Michigan Knee Institute


Clinical research has shown a total knee replacement has a 98% survivorship and can last 20-25 years. The life of a total knee replacement largely depends on the patient’s age, weight, activity level and overall health. A knee replacement is a device that is subject to wear and tear?

In most cases patients are able go home directly from the hospital, occasionally patients require additional help following surgery and may go to a nursing home or an inpatient rehabilitation center for 3-7 days following surgery. The Doctor and hospital staff will assist you will arrangements if needed.

You may drive your car once you have full control of your surgical leg. If you had surgery on your left leg and drive an automatic transmission car you may be able to drive as early as 2 weeks following surgery if you are not taking pain medications. If a knee replacement was performed on the right knee and/or you drive a manual transmission you may be able to drive at 4 to 6 weeks.

Here is check list for your initial consultation:

  • Driver’s license or a valid ID
  • Insurance information
  • Referral letter (if required)
  • Reports, X-rays, MRIs, CT scans, etc. and any other relevant information
  • List of medications (if any)

We encourage you to come to your initial consultation with a written list of questions to ensure you don’t forget to ask them when you visit the doctor.
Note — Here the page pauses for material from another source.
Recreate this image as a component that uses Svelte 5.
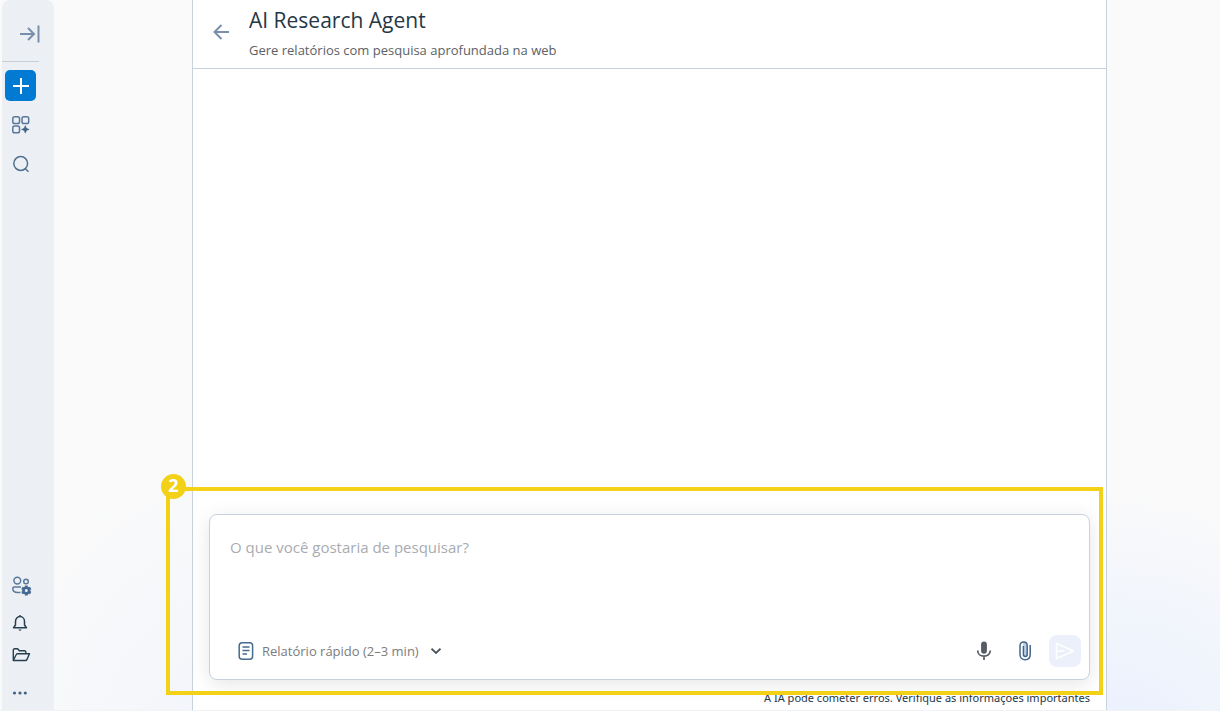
<script>
  let question = $state('');
  let report = $state('quick');
</script>

<div class="app">
  <nav class="sidebar" aria-label="Menu principal">
    <div class="group">
      <button class="item expand" aria-label="Expandir menu">
        <svg width="20" height="18" viewBox="0 0 20 18" fill="none" stroke="#7890ab" stroke-width="2"><path d="M0 9h14M8 3l6 6-6 6M18.500 .5v17" /></svg>
      </button>
      <hr />
      <button class="item add" aria-label="Novo">
        <svg width="16" height="16" viewBox="0 0 16 16" fill="none" stroke="#fff" stroke-width="2"><path d="M8 0v16M0 8h16" /></svg>
      </button>
      <button class="item apps" aria-label="Aplicativos">
        <svg width="18" height="18" viewBox="0 0 18 18" fill="none" stroke="#59779a" stroke-width="1.500"><rect x=".8" y=".8" width="6.700" height="6.700" rx="1.800" /><rect x="10" y=".8" width="6.700" height="6.700" rx="1.800" /><rect x=".8" y="10" width="6.700" height="6.700" rx="1.800" /><path d="M13.300 9l1.300 3.100 3.100 1.300-3.100 1.300-1.300 3.100-1.300-3.100-3.100-1.300 3.100-1.300z" fill="#456487" stroke="none" /></svg>
      </button>
      <button class="item" aria-label="Pesquisar">
        <svg width="18" height="18" viewBox="0 0 18 18" fill="none" stroke="#52718f" stroke-width="1.500"><circle cx="8.700" cy="8.500" r="6.900" /><path d="M13 13.500l3.500 3.300" /></svg>
      </button>
    </div>
    <div class="group bottom">
      <button class="item team" aria-label="Equipe">
        <svg width="20" height="20" viewBox="0 0 20 20" fill="none" stroke="#59779a" stroke-width="1.500"><circle cx="5.300" cy="4.600" r="3.400" /><circle cx="14" cy="5.500" r="2.300" /><path d="M9 11H2.200C1 11 .8 11.800.8 12.500c0 2.600 2.400 4 5 4h2.700" /><circle cx="14.300" cy="14.500" r="2.800" stroke="#456b94" stroke-width="2.600" /><path d="M14.300 9.500v2M14.300 17.500v2M9.900 12l2 1.100M16.700 15.900l2 1.100M9.900 17l2-1.100M16.700 13.100l2-1.100" stroke="#456b94" stroke-width="2.800" /></svg>
      </button>
      <button class="item bell" aria-label="Notificações">
        <svg width="16" height="18" viewBox="0 0 16 18" fill="none" stroke="#263f50" stroke-width="1.500" stroke-linejoin="round"><path d="M8 1v1.500M3.500 11V7.500C3.500 4.500 5.500 2.600 8 2.600s4.500 1.900 4.500 4.900V11l2 2.700h-13z" /><path d="M6.200 15.500h3.600L8 17z" fill="#263f50" stroke="none" /></svg>
      </button>
      <button class="item folder" aria-label="Arquivos">
        <svg width="19" height="14" viewBox="0 0 19 14" fill="none" stroke="#263f50" stroke-width="1.400" stroke-linejoin="round"><path d="M1.300 12.500V2.200c0-.8.500-1.400 1.300-1.400h3l1.800 2h5.100c.8 0 1.300.6 1.300 1.300v1.700M1.300 12.500L4 7c.3-.8.800-1.200 1.500-1.200h12L15 11.400c-.3.700-.8 1.100-1.500 1.100z" /></svg>
      </button>
      <button class="item more" aria-label="Mais opções">
        <svg width="16" height="4" viewBox="0 0 16 4" fill="#406386"><circle cx="2.500" cy="2" r="1.600" /><circle cx="8" cy="2" r="1.600" /><circle cx="13.300" cy="2" r="1.600" /></svg>
      </button>
    </div>
  </nav>

  <div class="workspace">
    <main>
      <header>
        <button class="back" aria-label="Voltar">
          <svg width="17" height="16" viewBox="0 0 17 16" fill="none" stroke="#7890ab" stroke-width="2"><path d="M16 8H1.500M8.500 1l-7 7 7 7" /></svg>
        </button>
        <div class="titles">
          <h1>AI Research Agent</h1>
          <p>Gere relatórios com pesquisa aprofundada na web</p>
        </div>
      </header>

      <section class="results" aria-label="Resultados"></section>

      <div class="compose">
        <form class="composer" onsubmit={(event) => event.preventDefault()}>
          <textarea bind:value={question} aria-label="Pesquisa" placeholder="O que você gostaria de pesquisar?"></textarea>
          <div class="tools">
            <label class="report">
              <svg width="16" height="18" viewBox="0 0 16 18" fill="none" stroke="#456b8f" stroke-width="1.500"><rect x="1.200" y=".8" width="13.400" height="16.400" rx="3" /><path d="M4.500 5h7M4.500 8.500h7M4.500 12h4.500" stroke-width="1.400" /></svg>
              <select bind:value={report} aria-label="Tipo de relatório">
                <option value="quick">Relatório rápido (2–3 min)</option>
              </select>
              <svg width="10" height="6" viewBox="0 0 10 6" fill="none" stroke="#4b525a" stroke-width="1.800"><path d="M.5.700L5 5 9.500.700" /></svg>
            </label>
            <div class="actions">
              <button type="button" aria-label="Gravar voz">
                <svg width="16" height="20" viewBox="0 0 16 20"><rect x="5.100" y=".5" width="5.800" height="12.200" rx="2.900" fill="#555c64" /><path d="M1.700 9.500c0 3.500 2.700 5.700 6.300 5.700s6.300-2.200 6.300-5.700M8 15v4" fill="none" stroke="#555c64" stroke-width="1.700" /></svg>
              </button>
              <button type="button" aria-label="Anexar arquivo">
                <svg width="14" height="20" viewBox="0 0 14 20" fill="none" stroke="#42678d" stroke-width="1.500"><path d="M5 1.200h4v12.500c0 1.100-.8 1.800-1.900 1.800s-1.900-.7-1.900-1.800V5c0-2.300 3.800-2.300 3.800 0v8.700c0 2.400-3.800 2.400-3.800 0" fill="#c4d2df" stroke="none" /><path d="M12.200 4v9.500c0 3.200-2.100 5.200-5 5.200s-5.200-2-5.200-5.200V4.700c0-2.200 1.400-3.600 3.600-3.600s3.600 1.400 3.600 3.600v8.800c0 1.200-.8 1.900-1.900 1.900s-1.900-.7-1.900-1.900V5" /></svg>
              </button>
              <button class="send" type="submit" aria-label="Enviar">
                <svg width="20" height="18" viewBox="0 0 20 18" fill="none" stroke="#fff" stroke-width="1.500" stroke-linejoin="round"><path d="M1.500 1.500L18.500 9l-17 7.500zM1.500 9h8" /></svg>
              </button>
            </div>
          </div>
        </form>
        <div class="highlight"><span>2</span></div>
        <p class="notice">A IA pode cometer erros. Verifique as informações importantes</p>
      </div>
    </main>
  </div>
</div>

<style>
  :global(body) {
    margin: 0;
    font-family: "Open Sans", "Noto Sans", sans-serif;
  }
  .app, .app * { box-sizing: border-box; }
  .app {
    display: flex;
    min-height: 100vh;
    padding-left: 2px;
    border-bottom: 1px solid #f2f3f5;
    background:
      radial-gradient(ellipse 260px 260px at 92% 105%, #e9f0fe, transparent),
      radial-gradient(ellipse 240px 300px at 18% 105%, #f2f5fb, transparent),
      #fafafa;
  }
  button {
    display: flex;
    align-items: center;
    justify-content: center;
    padding: 0;
    border: 0;
    background: none;
    cursor: pointer;
  }
  svg { display: block; flex: none; }
  .sidebar {
    display: flex;
    flex: none;
    flex-direction: column;
    justify-content: space-between;
    width: 52px;
    border-radius: 8px 8px 0 0;
    background: #ecf0f4;
  }
  .group { display: flex; flex-direction: column; padding-left: 3px; }
  .item { width: 32px; height: 32px; }
  .expand { width: 48px; height: 61px; padding: 6px 0 0 2px; }
  hr {
    width: 37px;
    height: 1px;
    margin: 0 0 8px -3px;
    border: 0;
    background: #c7cfd7;
  }
  .add {
    width: 31px;
    height: 31px;
    border-radius: 5px;
    background: #007ad3;
  }
  .apps { margin: 8px 0 7px; }
  .team { height: 40px; padding-left: 2px; }
  .bell { width: 30px; height: 34px; }
  .folder { height: 30px; }
  .more { width: 30px; height: 46px; margin-bottom: -6px; }
  .workspace {
    display: flex;
    flex: 1;
    min-width: 0;
    padding: 0 113px 0 138px;
  }
  main {
    display: flex;
    flex: 1;
    flex-direction: column;
    min-width: 0;
    border: solid #c8d2df;
    border-width: 0 1px;
    background: #fff;
  }
  header {
    display: flex;
    align-items: center;
    height: 69px;
    padding: 0 20px 4px;
    border-bottom: 1px solid #c8d2df;
  }
  .back { width: 17px; margin-right: 19px; }
  .titles { padding-top: 2px; }
  h1 {
    margin: 0;
    color: #263746;
    font-size: 21px;
    font-weight: 400;
    line-height: 34px;
  }
  p { margin: 0; }
  header p { color: #5c6166; font-size: 13px; line-height: 26px; }
  .results { flex: 1; }
  .compose { position: relative; padding: 0 16px 3px; }
  .composer {
    height: 166px;
    padding: 20px 8px 12px 20px;
    display: flex;
    flex-direction: column;
    border: 1px solid #c8d2df;
    border-radius: 8px;
    background: #fff;
    box-shadow: 0 4px 20px rgba(0, 0, 0, 0.1);
  }
  textarea {
    flex: 1;
    min-height: 0;
    padding: 0;
    border: 0;
    outline: 0;
    resize: none;
    background: none;
    color: #263746;
    font: 15px/24px "Open Sans", "Noto Sans", sans-serif;
  }
  textarea::placeholder { color: #a8acb1; opacity: 1; }
  .tools, .report, .actions { display: flex; align-items: center; }
  .tools { justify-content: space-between; }
  .report { gap: 8px; padding-left: 8px; }
  select {
    padding: 0 4px 0 0;
    border: 0;
    outline: 0;
    appearance: none;
    background: none;
    color: #7b7c7e;
    font: 13px/24px "Open Sans", "Noto Sans", sans-serif;
  }
  .actions { gap: 8px; }
  .actions button { width: 33px; height: 32px; }
  .actions .send {
    width: 32px;
    border-radius: 8px;
    background: #ebf0fb;
  }
  .notice {
    padding-top: 9px;
    color: #263746;
    font-family: "Noto Sans", sans-serif;
    font-size: 11px;
    line-height: 18px;
    text-align: right;
  }
  .highlight {
    position: absolute;
    inset: -27px 3px 15px -27px;
    border: 4px solid #f2d117;
    pointer-events: none;
  }
  .highlight span {
    position: absolute;
    top: -17px;
    left: -9px;
    width: 25px;
    height: 25px;
    border-radius: 50%;
    background: #f2d117;
    color: #fff;
    font-family: "Noto Sans", sans-serif;
    font-size: 18px;
    font-weight: 700;
    line-height: 23px;
    text-align: center;
  }
</style>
Your returning to work greatly depends on what type of work you do. Sit down jobs or office jobs you may be able to return as early between 4-6 weeks depending on your recovery. For jobs that require a lot of standing, you may be able to return between 8-12 weeks. A job requiring heavy labor you are unable to return for at least 1-2 weeks

Returning home directly from the hospital may require assistance with house cleaning, meal preparation, etc., depending on the progress you made in the hospital.
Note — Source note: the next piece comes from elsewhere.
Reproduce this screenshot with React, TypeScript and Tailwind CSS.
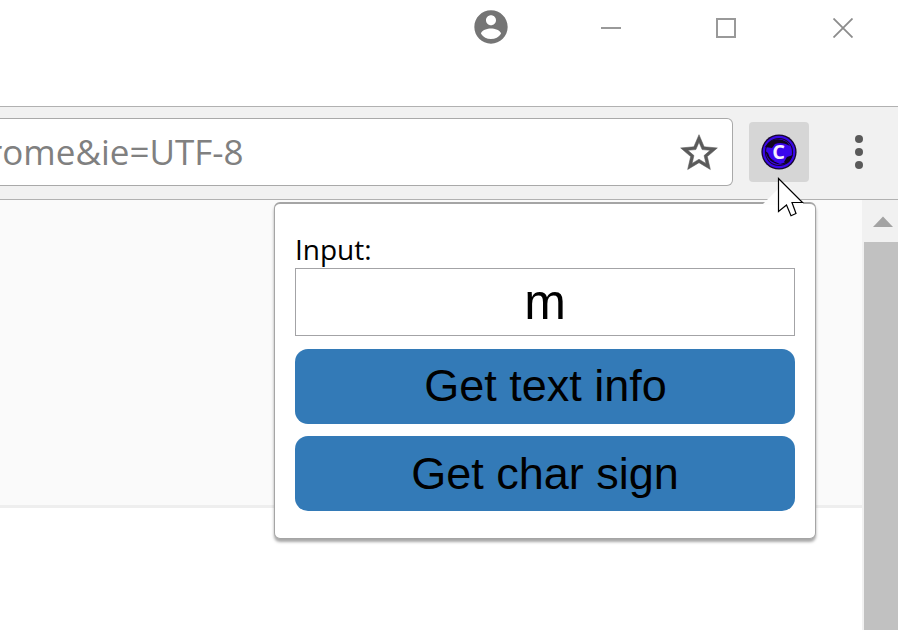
import React from 'react';

function TitleBar() {
  return (
    <div className="flex h-[106px] items-start bg-white">
      <svg className="ml-[471px] mt-[7px] shrink-0" width="40" height="40" viewBox="0 0 24 24" fill="#757575">
        <path d="M12 2C6.48 2 2 6.48 2 12s4.48 10 10 10 10-4.48 10-10S17.52 2 12 2zm0 3c1.66 0 3 1.34 3 3s-1.34 3-3 3-3-1.34-3-3 1.34-3 3-3zm0 14.2c-2.5 0-4.71-1.28-6-3.22.03-1.99 4-3.08 6-3.08 1.99 0 5.97 1.09 6 3.08-1.29 1.94-3.5 3.22-6 3.22z" />
      </svg>
      <div className="ml-[90px] mt-[27px] h-[2px] w-[20px] shrink-0 bg-[#999999]" />
      <div className="ml-[95px] mt-[18px] size-[20px] shrink-0 border-2 border-[#999999]" />
      <svg className="ml-[97px] mt-[18px] shrink-0" width="20" height="20" stroke="#8c8c8c" strokeWidth="1.8">
        <path d="M0.5 0.5L19.5 19.5M19.5 0.5L0.5 19.5" />
      </svg>
    </div>
  );
}

function ExtensionIcon() {
  return (
    <svg width="36" height="36" viewBox="0 0 36 36">
      <circle cx="18" cy="18" r="17.6" fill="#17062f" />
      <circle cx="18" cy="18" r="15.2" fill="none" stroke="#3a08e6" strokeWidth="2.2" />
      <circle cx="18" cy="18" r="13" fill="#3b06ec" />
      <path d="M7 9Q16 2 26 8L29 12Q21 7 14 10L11 14L4 13Z" fill="#10041f" />
      <path d="M4.5 17L7 19Q9 27 18 28.5L29 22L31 23L27 29L21 30.5Q7 30 4.5 17Z" fill="#10041f" />
      <path d="M10 26Q20 30 26 22L31 20Q28 28 19 30Z" fill="#3b06ec" />
      <path d="M23 28L26 23L32 21L28 28Z" fill="#10041f" />
      <text x="17.5" y="25.3" textAnchor="middle" fill="#f5efff" fontFamily="'Open Sans', sans-serif" fontSize="20" fontWeight="700">C</text>
    </svg>
  );
}

function Toolbar() {
  return (
    <div className="flex h-[94px] items-start border-y border-[#b1b1b1] bg-[#f1f1f1]">
      <div className="mt-[11px] flex h-[68px] w-[732.5px] shrink-0 items-center justify-between overflow-hidden rounded-r-[6px] border border-l-0 border-[#a9a9a9] bg-white">
        <span className="-ml-[12px] whitespace-nowrap font-['Open_Sans',sans-serif] text-[35px] leading-[48px] text-[#808080]">rome&amp;ie=UTF-8</span>
        <svg className="mr-[10.5px] mt-px shrink-0" width="44" height="44" viewBox="0 0 24 24" fill="#5a5a5a" stroke="#5a5a5a" strokeWidth="0.3">
          <path d="M22 9.24l-7.19-.62L12 2 9.19 8.63 2 9.24l5.46 4.73L5.82 21 12 17.27 18.18 21l-1.63-7.03L22 9.24zM12 15.4l-3.76 2.27 1-4.28-3.32-2.88 4.38-.38L12 6.1l1.71 4.04 4.38.38-3.32 2.88 1 4.28L12 15.4z" />
        </svg>
      </div>
      <div className="ml-[16.5px] mt-[15px] flex size-[60px] shrink-0 items-center justify-center rounded-[4px] bg-[#d6d6d6]">
        <ExtensionIcon />
      </div>
      <div className="ml-[46px] mt-[28px] flex flex-col gap-[5px]">
        <div className="size-[8px] rounded-full bg-[#5a5a5a]" />
        <div className="size-[8px] rounded-full bg-[#5a5a5a]" />
        <div className="size-[8px] rounded-full bg-[#5a5a5a]" />
      </div>
    </div>
  );
}

function Popup() {
  return (
    <div className="absolute left-[274px] top-[202px] flex h-[337px] w-[542px] flex-col rounded-[6px] border border-t-2 border-[#a5a5a5] bg-white px-[20px] pt-[25px] shadow-[0_3px_3px_rgba(0,0,0,0.35)]">
      <label className="h-[39px] whitespace-nowrap font-['Open_Sans',sans-serif] text-[28px] leading-[41px] text-black">Input:</label>
      <div className="flex h-[68px] shrink-0 items-center justify-center border border-[#a3a3a6] font-['Liberation_Sans',Arial,sans-serif] text-[50px] leading-[68px] text-black">m</div>
      <button className="mt-[13px] h-[75px] shrink-0 rounded-[13px] bg-[#337ab7] pb-[2px] pl-px font-['Liberation_Sans',Arial,sans-serif] text-[45px] leading-[73px] text-black">Get text info</button>
      <button className="mt-[12px] h-[75px] shrink-0 rounded-[13px] bg-[#337ab7] font-['Liberation_Sans',Arial,sans-serif] text-[45px] leading-[75px] text-black">Get char sign</button>
    </div>
  );
}

export default function App() {
  return (
    <div className="relative flex h-[630px] w-[898px] flex-col overflow-hidden bg-white">
      <TitleBar />
      <Toolbar />
      <div className="flex flex-1">
        <div className="flex flex-1 flex-col bg-white">
          <div className="h-[308px] border-b-[3px] border-[#eeeeee] bg-[#fafafa]" />
        </div>
        <div className="flex w-[36px] flex-col bg-[#f1f1f1] pl-[2px]">
          <svg width="34" height="42" fill="#a3a3a3">
            <path d="M9 27L19 16.5L29 27Z" />
          </svg>
          <div className="flex-1 bg-[#c1c1c1]" />
        </div>
      </div>
      <Popup />
      <svg className="absolute left-[756px] top-[172px]" width="54" height="50">
        <path d="M7 32L29 10L47 30V33H7Z" fill="#fdfdfd" />
        <path d="M22.5 6.5L46.5 30.5H36L40 41.5L35 43.7L30.5 33L22.5 39.5Z" fill="white" stroke="black" strokeWidth="1.2" />
      </svg>
    </div>
  );
}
Following a total knee replacement patients do not require at-home physical therapy but require outpatient physical therapy 2-3 times a week for at least 4 weeks.

You will be walking the day following your surgery with the use of a cane or walker. You will walk with either a cane or walker for 2 – 6 weeks depending on your recovery.

The physical therapy department at the hospital will have you climbing stairs before you are discharged from the hospital. The speed at which you climb the stairs depends on your progress.

Most patients do not require a blood transfusion following knee replacement. Occasionally a blood transfusion is required and you may donate your own blood.

We recommend 2 weeks of physical therapy prior to your knee replacement to strengthen your surrounding muscles.

Replacements done utilizing a minimally invasive technique usually is performed through a 3-5 inch incision.

Your surgeon will determine if you are a candidate for total knee replacement through an x-ray and physical examination. It is your decision to schedule surgery based on your discomfort, pain, loss of quality of life.

A patient’s age is not the general concern when considering total knee replacement. Your primary care physician usually determines your ability to undergo a total knee replacement.

The risks involved with knee replacement are uncommon but can occur include but not limited to injuries to the nerves and blood vessels, loss of motion to the knee, stiffness to the knee, pulmonary embolism, thrombophlebitis, and failure of the prosthesis, fracture, patellar tendon rupture, and possible need for future surgery.

Knee replacements can fail commonly due to loosening of the prosthesis from the bone and wearing of one or more of the components. If this were to occur, revision surgery can be performed to correct most reasons for failure.

Knee replacements can fail commonly due to loosening of the prosthesis from the bone and wearing of one or more of the components. If this were to occur, revision surgery can be performed to correct most reasons for failure.


The clicking or clunking some experience following a knee replacement is the artificial surfaces coming together.

You may experience some numbness on the outside of your knee, this occurs when making the incision damaging nerves. This usually goes away with time.

Please discontinue the use of Aspirin or any product containing aspirin 10 days prior to surgery. This includes Plavix, Mobic, Celebrex, Motrin (Ibuprofen), Advil, Aleve, Vitamin E, Gingko Biloba, and Multivitamins. You may take Tylenol based products.

Your time in the operating room varies between 45 – 90 minutes followed by time in the recovery room.